As I stated in the previous blog post, there are a lot of differences between SQL Azure and SQL Server. Let’s start at the beginning. When you create an SQL Azure database, you’ll have to provide the edition of SQL Azure and the size of database you wish to use. Here’s the list of database sizes available:

  • Web edition
    • 1 GB
    • 5 GB
  • Business edition
    • 10 GB
    • 20 GB
    • 30 GB
    • 40 GB
    • 50 GB
    • 100 GB
    • 150 GB

Note that the pricing varies – you pay $9.99 per database per month up to 1 GB, or $49.95 per database per month up to 5 GB database size in the Web Edition. The business edition costs $99.99 per 10 GB of database per month, and maxes out in $499.95 per database.

Continue reading “Design a database migration plan from SQL Server to SQL Azure”

Choose the appropriate data storage model based on technical requirements

May include but is not limited to: SQL Azure, Cloud drive, performance, scalability, accessibility from other applications and platforms, Windows Azure storage services: blobs, tables and queues

SQL Azure

SQL Azure in itself is big enough to fill a book (In fact, it does fill a book. Most if this section is based on the book Pro SQL Azure by Scott Klein and Herve Roggero) so this section is just a quick introduction. SQL Azure is a transactional database based on SQL Server 2008. It supports the T-SQL language and a limited set of functions from SQL Server. It also supports ADO.NET and ODBC data access. You can even use your favorite SSMS to connect and manage SQL Azure databases, but there’s an online solution, too.

You should be aware that SQL Azure runs in a multitenant environment. This means that you have restrictions on query time, CPU, etc. So if you have a long running query, massive CPU usage, or something similar that might affect another users’ databases on the server, your database connection can be (and will be) throttled (terminated).

Despite this fact you should be aware that using SQL Azure you pay for storage (GBs of database size)*, so you should perform some CPU intensive tasks within SQL Azure instead of your application. The benefit is that CPU usage in SQL Azure is free, while you have to pay for it on an hourly base in your app hosted in the cloud.

Scalability in SQL Azure is revolving around sharding. The design guidelines are explained here. Sharding is a kind of horizontal partitioning; you store rows separately instead of columns. I’ll explain the concept in another blog post later.

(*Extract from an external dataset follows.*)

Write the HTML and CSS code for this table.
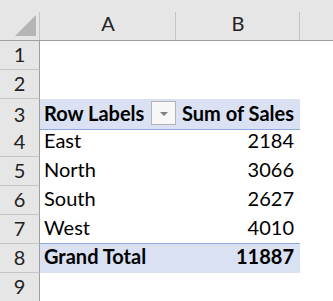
FILE: index.html
```html
<!DOCTYPE html>
<html lang="en">
<head>
  <meta charset="UTF-8" />
  <title>Pivot Table</title>
  <link rel="stylesheet" href="styles.css">
</head>
<body>
  <div class="sheet">
    <div class="row head">
      <div class="corner"><span class="corner-tri"></span></div>
      <div class="ch">A</div>
      <div class="ch">B</div>
      <div class="ch rest"></div>
    </div>

    <div class="row"><div class="rh">1</div><div class="cell"></div><div class="cell"></div><div class="cell"></div></div>
    <div class="row"><div class="rh">2</div><div class="cell"></div><div class="cell"></div><div class="cell"></div></div>

    <div class="row">
      <div class="rh">3</div>
      <div class="cell pv pv-head bold label-cell">
        <span class="label-text">Row Labels</span>
        <span class="dd"><span class="dd-arrow"></span></span>
      </div>
      <div class="cell pv pv-head bold num">Sum of Sales</div>
      <div class="cell"></div>
    </div>

    <div class="row"><div class="rh">4</div><div class="cell">East</div><div class="cell num">2184</div><div class="cell"></div></div>
    <div class="row"><div class="rh">5</div><div class="cell">North</div><div class="cell num">3066</div><div class="cell"></div></div>
    <div class="row"><div class="rh">6</div><div class="cell">South</div><div class="cell num">2627</div><div class="cell"></div></div>
    <div class="row"><div class="rh">7</div><div class="cell pv-above">West</div><div class="cell num pv-above">4010</div><div class="cell"></div></div>

    <div class="row">
      <div class="rh">8</div>
      <div class="cell pv bold">Grand Total</div>
      <div class="cell pv bold num">11887</div>
      <div class="cell"></div>
    </div>

    <div class="row"><div class="rh">9</div><div class="cell"></div><div class="cell"></div><div class="cell"></div></div>
  </div>
</body>
</html>
```

FILE: styles.css
```css
body {
  margin: 0;
  padding: 0;
  background: #ffffff;
  font-family: 'Lato', 'Liberation Sans', sans-serif;
  color: #000;
  overflow: hidden;
}

.sheet {
  width: 333px;
}

.row {
  display: grid;
  grid-template-columns: 40px 136px 124px 1fr;
  height: 29px;
}

.row.head {
  height: 41px;
  background: #e6e6e6;
  border-bottom: 1px solid #9e9e9e;
  box-sizing: border-box;
}

.corner {
  position: relative;
  border-right: 1px solid #c4c4c4;
  margin-top: 12px;
}

.corner-tri {
  position: absolute;
  left: 15px;
  top: 3px;
  width: 21px;
  height: 21px;
  background: #b5b5b5;
  clip-path: polygon(100% 0, 100% 100%, 0 100%);
}

.ch {
  display: flex;
  align-items: flex-end;
  justify-content: center;
  padding-bottom: 5px;
  font-size: 20px;
  color: #222;
  box-sizing: border-box;
  position: relative;
}

.ch::after {
  content: "";
  position: absolute;
  right: 0;
  top: 12px;
  bottom: 0;
  width: 1px;
  background: #c4c4c4;
}

.ch.rest::after {
  display: none;
}

.rh {
  background: #e6e6e6;
  border-right: 1px solid #9e9e9e;
  border-bottom: 1px solid #c6c6c6;
  box-sizing: border-box;
  display: flex;
  align-items: flex-end;
  justify-content: center;
  padding-bottom: 3px;
  font-size: 20px;
  color: #222;
}

.cell {
  display: flex;
  align-items: flex-end;
  justify-content: space-between;
  padding: 0 6px 4px 4px;
  border-bottom: 1px solid transparent;
  box-sizing: border-box;
  font-size: 20px;
  white-space: nowrap;
}

.num {
  justify-content: flex-end;
}

.bold {
  font-weight: 700;
}

.pv {
  background: #d9e1f2;
}

.pv-head,
.pv-above {
  border-bottom-color: #8ea9db;
}

/* filter button sits at the right edge of the label cell */
.label-cell {
  align-items: flex-start;
  padding: 2px 0 2px 4px;
}

.label-text {
  align-self: flex-end;
  margin-bottom: 2px;
}

.dd {
  width: 25px;
  height: 24px;
  box-sizing: border-box;
  border: 1px solid #b4b4b4;
  background: #f7f7f7;
  display: flex;
  align-items: center;
  justify-content: center;
}

.dd-arrow {
  width: 0;
  height: 0;
  margin-top: 1px;
  border-left: 4px solid transparent;
  border-right: 4px solid transparent;
  border-top: 4px solid #7f7f7f;
}
```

Last but not least, have a look at the (most important) limitations of SQL Azure:

  • No support for backing      up/restoring databases (there are workarounds, of course)
  • No USE statement, and you      cannot use database names (this ends cross-database queries)
  • No Windows Authentication
  • Setting server level collation      is disabled
  • No heap tables, clustered      indexes are a must
  • Maximal database size is 150 GB
  • No SQL Server Agent
  • Idle connection are terminated      (after 30 minutes)

For the full list of limitations, see http://msdn.microsoft.com/en-us/library/ee336245.aspx.

Windows Azure Storage Services

Blobs

Blobs – as their name shows are large binary objects stored in the cloud. At the time of this writing, their size maxes out at 200 GB in the case of a block blob and 1 TB when using page blobs. Usually you would store images or video/audio in blobs. Video usage is especially useful, because block blobs support streaming.

I introduced two different kinds of blobs, block and page blobs. Let’s elaborate further on them. If you need further info, refer to MSDN.

Block blobs

A block blob is built from blocks, which can have the maximum size of 4 MBs (the largest block supported in one operation). You are free to modify, delete and insert block of a block blob, commit or discard your changes as needed. The maximum size of a block blob is 200 GB, and it can contain a total of 50.000 blocks.

Page blobs

Page blobs are optimized for random access. They can be 1 TB large, and they are built from 512 byte pages. You cannot “version” your pages, so updates of one or more pages are immediately in effect.

A special subtype of page blobs is Azure Drive (or Cloud drive). This is a VHD mounted as a local drive letter. It was mostly used before the other APIs were available.

Queue storage

Windows Azure provides a queue-based messaging service that you can use for communication between Azure roles (more on them later). Your messages can be 64 KB in size, and generally they are FIFO, but no guarantee exists that they will be treated in this fashion. You can of course process messages bigger than 64 KBs, by using blobs.

Tables

Tables allow you to store entities of 1 MB up to 100 TB. An entity can have 255 “columns” with different data types. Unlike SQL Azure, there is no relational support, so you can’t have foreign keys, joins, etc. The best usage of these tables is for example a leader board for a game. Small in size, not complex, no relationships required.

Table entities have three reserved properties which define a key for the entity: a partition key for the table itself, a row key for the entity within the table, and a timestamp.

Tables come with a fairly limited type set, these are byte[], bool, DateTime, double, Guid, int, long and string. For more info on tables, refer to MSDN.

There is more info about the various storage options in Windows Azure in this Technet article.

 

*The full truth is that you pay for two things: storage and bandwidth, however, bandwidth within an SQL Azure database and an application running inside Windows Azure is free.